Online gaming, chatting, employment and shopping are more and more popular in China. Taking online shopping as an example: Online Chinese shoppers spent 16.2 billion yuan (2.3 billion U.S. dollars) in 19 major cities in the first half of 2008, based on a survey carried out in several cities-- Beijing, Shanghai, Tianjin and Chongqing, Changchun, etc.
The C2C site Taobao.com, a subsidiary of online portal Alibaba.com in which Yahoo! invested 1 billion U.S. dollars in 2005, was the nation's dominant Internet retailer. It had an online shopping penetration rate of 81.5 percent and 91 percent of online shoppers who had heard of Taobao had made purchases at the site.
Dangdang.com was second with 16.6 percent, followed by Joyo, Amazon's China subsidiary, with 13.6 percent. Eachnet, owned by Tom Online and eBay, had 8.4 percent, while Tencent's C2C site Paipai.com was 7.2 percent.

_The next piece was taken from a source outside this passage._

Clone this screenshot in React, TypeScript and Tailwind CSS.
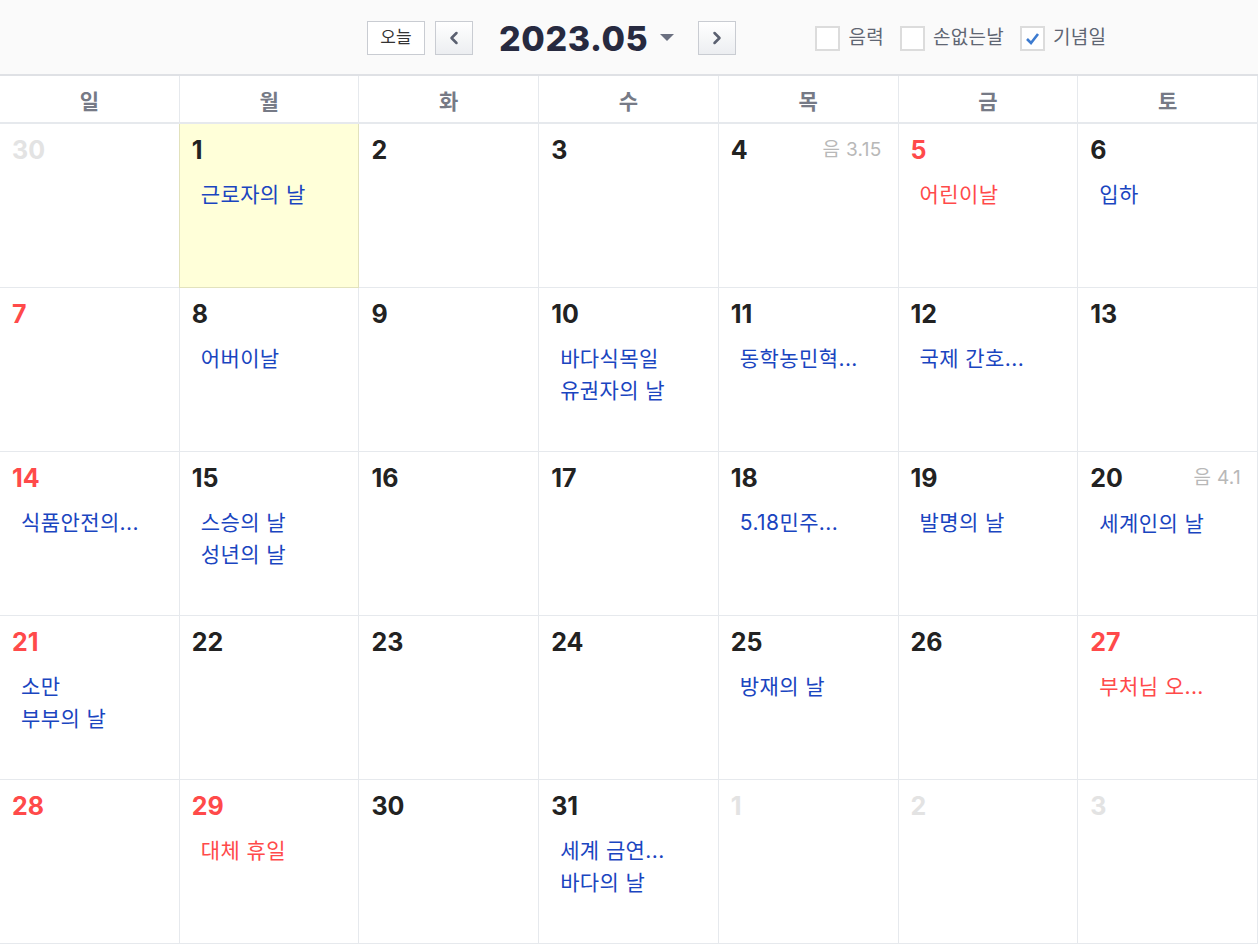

Facts and figures for the future of online businesses in China show really positive signs. However, the question is that there are not many foreign companies enter the market, except of partnership with local firms. It all comes down to cultural barriers that make the communication a problem. How can foreign companies get the "bank" to cash in their millions is still an open question.